Mr. Kibria said he doesn’t bring politics into his job as a defense attorney, but turned down clients who had assaulted or injured police officers, or engaged in other violent conduct.
“I do believe that on January 6, certain people, not all people, but certain people were there to do damage and do harm to our democracy and to do harm to others. And for those people, I did not take their case, but not everybody was a part of that,” Mr. Kibria said.
Stephen Kelson, a Utah-based attorney who has conducted studies about growing threats against attorneys in 30 states, said those who work in criminal or family law are more susceptible to being the victim of violent threats and attacks.

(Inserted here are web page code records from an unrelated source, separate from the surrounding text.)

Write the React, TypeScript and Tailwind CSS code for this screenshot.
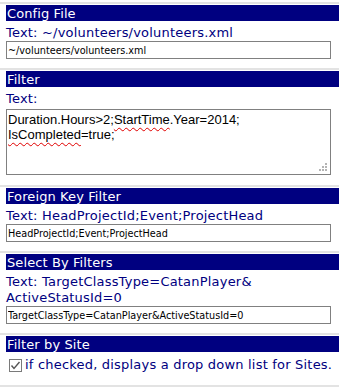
import React from "react";

const verdana = "font-['DejaVu_Sans',Verdana,sans-serif]";
const tahoma = "font-['DejaVu_Sans_Condensed',Tahoma,sans-serif]";

function Rule() {
  return <div className="h-[2px] bg-[#e3e3e3]" />;
}

function Bar({ title }: { title: string }) {
  return (
    <div className={`h-[16px] bg-[#000080] pl-[1px] pt-[1px] text-[13px] leading-[15px] tracking-[0.1px] text-white ${verdana}`}>
      {title}
    </div>
  );
}

function Field({ value }: { value: string }) {
  return (
    <input
      readOnly
      value={value}
      className={`block h-[18px] w-[325px] border border-[#808080] bg-white px-[1px] text-[10.75px] leading-[16px] text-black outline-none ${tahoma}`}
    />
  );
}

function Label({ children }: { children: React.ReactNode }) {
  return (
    <div className={`mt-[4px] text-[13px] leading-[16px] tracking-[0.2px] text-[#000080] ${verdana}`}>{children}</div>
  );
}

export default function App() {
  const squiggle = "underline decoration-wavy decoration-[#e00000] decoration-1 underline-offset-[3px]";
  return (
    <div className="h-[387px] w-[339px] overflow-hidden bg-white pt-[2px]">
      {/* Config File */}
      <Rule />
      <div className="pl-[6px] pt-[1px] pb-[9px]">
        <Bar title="Config File" />
        <Label>Text: ~/volunteers/volunteers.xml</Label>
        <Field value="~/volunteers/volunteers.xml" />
      </div>

      {/* Filter */}
      <Rule />
      <div className="pl-[6px] pt-[1px] pb-[10px]">
        <Bar title="Filter" />
        <Label>Text:</Label>
        <div className="relative mt-[2px] h-[66px] w-[325px] border border-[#808080] bg-white px-[1px] pt-[2px] text-[13px] leading-[15px] text-black font-['Liberation_Sans',Arial,sans-serif]">
          <div>
            Duration.Hours&gt;2;<span className={squiggle}>StartTime</span>.Year=2014;
          </div>
          <div>
            <span className={squiggle}>IsCompleted</span>=true;
          </div>
          <svg className="absolute bottom-[2px] right-[2px]" width="9" height="9" viewBox="0 0 9 9">
            <rect x="6" y="0" width="2" height="2" fill="#b4b4b4" />
            <rect x="3" y="3" width="2" height="2" fill="#b4b4b4" />
            <rect x="6" y="3" width="2" height="2" fill="#b4b4b4" />
            <rect x="0" y="6" width="2" height="2" fill="#b4b4b4" />
            <rect x="3" y="6" width="2" height="2" fill="#b4b4b4" />
            <rect x="6" y="6" width="2" height="2" fill="#b4b4b4" />
          </svg>
        </div>
      </div>

      {/* Foreign Key Filter */}
      <Rule />
      <div className="pl-[6px] pt-[1px] pb-[9px]">
        <Bar title="Foreign Key Filter" />
        <Label>Text: HeadProjectId;Event;ProjectHead</Label>
        <Field value="HeadProjectId;Event;ProjectHead" />
      </div>

      {/* Select By Filters */}
      <Rule />
      <div className="pl-[6px] pt-[1px] pb-[9px]">
        <Bar title="Select By Filters" />
        <Label>
          Text: TargetClassType=CatanPlayer&amp;
          <br />
          ActiveStatusId=0
        </Label>
        <Field value="TargetClassType=CatanPlayer&ActiveStatusId=0" />
      </div>

      {/* Filter by Site */}
      <Rule />
      <div className="pl-[6px] pt-[1px] pb-[12px]">
        <Bar title="Filter by Site" />
        <div className={`mt-[5px] flex h-[16px] items-start pl-[3px] text-[13px] leading-[16px] tracking-[0.2px] text-[#000080] ${verdana}`}>
          <svg className="mt-[2px] shrink-0" width="13" height="13" viewBox="0 0 13 13">
            <rect x="0.5" y="0.5" width="12" height="12" fill="#fff" stroke="#7a7a7a" />
            <polyline points="2.5,6.5 5,9.5 10.5,3" fill="none" stroke="#555" strokeWidth="1.4" />
          </svg>
          <span className="ml-[3px] whitespace-nowrap">if checked, displays a drop down list for Sites.</span>
        </div>
      </div>
      <Rule />
    </div>
  );
}
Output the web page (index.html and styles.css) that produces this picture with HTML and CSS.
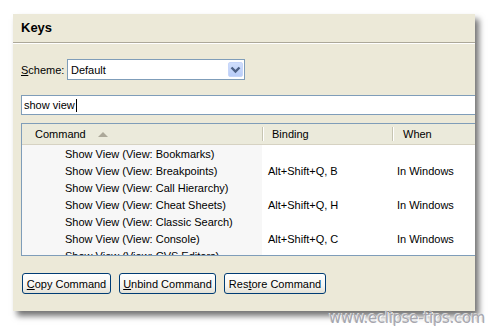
FILE: index.html
```html
<!DOCTYPE html>
<html>
<head>
<meta charset="utf-8">
<link rel="stylesheet" href="styles.css">
</head>
<body>
<div class="panel">
  <div class="title">Keys</div>
  <div class="content">
    <div class="scheme-row">
      <span class="label"><u>S</u>cheme:</span>
      <div class="combo">
        <span class="combo-text">Default</span>
        <span class="combo-btn">
          <svg width="11" height="8" viewBox="0 0 11 8"><path d="M1.5 1.5 L5.5 5.5 L9.5 1.5" fill="none" stroke="#4d6185" stroke-width="2.4"/></svg>
        </span>
      </div>
    </div>
    <div class="search">show view<span class="caret"></span></div>
    <div class="table">
      <div class="thead">
        <div class="th th-cmd">Command<span class="sort"></span></div>
        <div class="th th-bind">Binding</div>
        <div class="th th-when">When</div>
      </div>
      <div class="tbody">
        <div class="row"><div class="td cmd">Show View (View: Bookmarks)</div><div class="td bind"></div><div class="td when"></div></div>
        <div class="row"><div class="td cmd">Show View (View: Breakpoints)</div><div class="td bind">Alt+Shift+Q, B</div><div class="td when">In Windows</div></div>
        <div class="row"><div class="td cmd">Show View (View: Call Hierarchy)</div><div class="td bind"></div><div class="td when"></div></div>
        <div class="row"><div class="td cmd">Show View (View: Cheat Sheets)</div><div class="td bind">Alt+Shift+Q, H</div><div class="td when">In Windows</div></div>
        <div class="row"><div class="td cmd">Show View (View: Classic Search)</div><div class="td bind"></div><div class="td when"></div></div>
        <div class="row"><div class="td cmd">Show View (View: Console)</div><div class="td bind">Alt+Shift+Q, C</div><div class="td when">In Windows</div></div>
        <div class="row"><div class="td cmd">Show View (View: CVS Editors)</div><div class="td bind"></div><div class="td when"></div></div>
      </div>
    </div>
    <div class="buttons">
      <button class="btn btn-copy"><u>C</u>opy Command</button>
      <button class="btn btn-unbind"><u>U</u>nbind Command</button>
      <button class="btn btn-restore">Res<u>t</u>ore Command</button>
    </div>
  </div>
</div>
<div class="watermark">www.eclipse-tips.com</div>
</body>
</html>
```

FILE: styles.css
```css
html, body {
  margin: 0;
  padding: 0;
  background: #ffffff;
  width: 491px;
  height: 329px;
  overflow: hidden;
  position: relative;
  font-family: "Liberation Sans", Arial, sans-serif;
  font-size: 11px;
  color: #000;
}
.panel {
  margin: 14px 0 0 13px;
  width: 462px;
  height: 297px;
  background: #ece9d8;
  box-shadow: 4px 5px 6px rgba(0,0,0,0.55);
  overflow: hidden;
}
.title {
  height: 28px;
  line-height: 28px;
  padding-left: 8px;
  font-weight: bold;
  font-size: 13px;
  border-bottom: 1px solid #aca899;
  box-shadow: 0 1px 0 #ffffff;
}
.content {
  padding-left: 8px;
}
.scheme-row {
  display: flex;
  align-items: center;
  margin-top: 16px;
  height: 21px;
}
.label {
  width: 46px;
}
.combo {
  width: 176px;
  height: 19px;
  border: 1px solid #7f9db9;
  background: #fff;
  display: flex;
  align-items: center;
  justify-content: space-between;
}
.combo-text {
  padding-left: 3px;
}
.combo-btn {
  width: 15px;
  height: 15px;
  margin-right: 1px;
  background: linear-gradient(#d0defc, #b9cdf8);
  border: 1px solid #c7d6f9;
  border-radius: 2px;
  display: flex;
  align-items: center;
  justify-content: center;
  box-sizing: border-box;
}
.search {
  margin-top: 15px;
  width: 460px;
  height: 18px;
  line-height: 18px;
  border: 1px solid #7f9db9;
  border-right: none;
  background: #fff;
  padding-left: 2px;
  display: flex;
  align-items: center;
}
.caret {
  display: inline-block;
  width: 1px;
  height: 13px;
  background: #000;
  margin-left: 1px;
}
.table {
  margin-top: 8px;
  width: 470px;
  height: 131px;
  border: 1px solid #7f9db9;
  border-right: none;
  background: #fff;
  overflow: hidden;
}
.thead {
  display: flex;
  height: 20px;
  background: #ebeadb;
  border-bottom: 1px solid #d6d2c2;
}
.th {
  line-height: 21px;
  box-sizing: border-box;
  position: relative;
}
.th-cmd {
  width: 240px;
  padding-left: 13px;
}
.th-bind {
  width: 130px;
  padding-left: 9px;
  border-left: 1px solid #c7c5b2;
  box-shadow: inset 1px 0 0 #fff;
  height: 14px;
  margin-top: 3px;
  line-height: 15px;
}
.th-when {
  flex: 1;
  padding-left: 10px;
  border-left: 1px solid #c7c5b2;
  box-shadow: inset 1px 0 0 #fff;
  height: 14px;
  margin-top: 3px;
  line-height: 15px;
}
.sort {
  display: inline-block;
  width: 0;
  height: 0;
  border-left: 5px solid transparent;
  border-right: 5px solid transparent;
  border-bottom: 5px solid #aca899;
  margin-left: 12px;
  vertical-align: 1px;
}
.tbody {
  display: flex;
  flex-direction: column;
  padding-top: 1px;
  background: linear-gradient(to right, #f7f7f7 0, #f7f7f7 240px, #fff 240px);
}
.row {
  display: flex;
  height: 17px;
  line-height: 17px;
  white-space: nowrap;
}
.td.cmd {
  width: 240px;
  padding-left: 43px;
  box-sizing: border-box;
}
.td.bind {
  width: 129px;
  padding-left: 6px;
  box-sizing: border-box;
}
.td.when {
  flex: 1;
  padding-left: 6px;
}
.buttons {
  display: flex;
  gap: 8px;
  margin-top: 17px;
  padding-left: 1px;
}
.btn {
  font-family: "Liberation Sans", Arial, sans-serif;
  font-size: 11px;
  height: 21px;
  padding: 0;
  border: 1px solid #003c74;
  border-radius: 3px;
  background: linear-gradient(#ffffff 0%, #f6f5f1 60%, #e3e1d6 100%);
  color: #000;
}
.btn-copy { width: 89px; }
.btn-unbind { width: 97px; }
.btn-restore { width: 102px; }
.watermark {
  position: absolute;
  left: 329px;
  top: 309px;
  font-family: "DejaVu Sans", sans-serif;
  font-size: 15px;
  letter-spacing: -0.3px;
  color: #a6a6ae;
  text-shadow: 1px 1px 0 #ffffff, -1px -1px 0 #dadada;
}
```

Mr. Kelson said the issue is not something that’s been discussed much, partly due to a stigma about publicizing such incidents.
“[Attorneys] consider it to be part of the job, a one-off kind of situation, and that if they discuss it more publicly, they may appear to make the impression that they’re weak or they can’t handle their job,” Mr. Kelson said.
Mr. Watkins said he views staying on his cases no matter the cost as a “professional duty,” and one that includes continuing to be an advocate for his clients, including Mr. Chansley, who is largely considered to be the face of Jan. 6.
“The sweet surrender of death does not scare me,” Mr. Watkins said. “What does scare me is the willingness of others to be scared, and to turn away from making sure that justice is done.”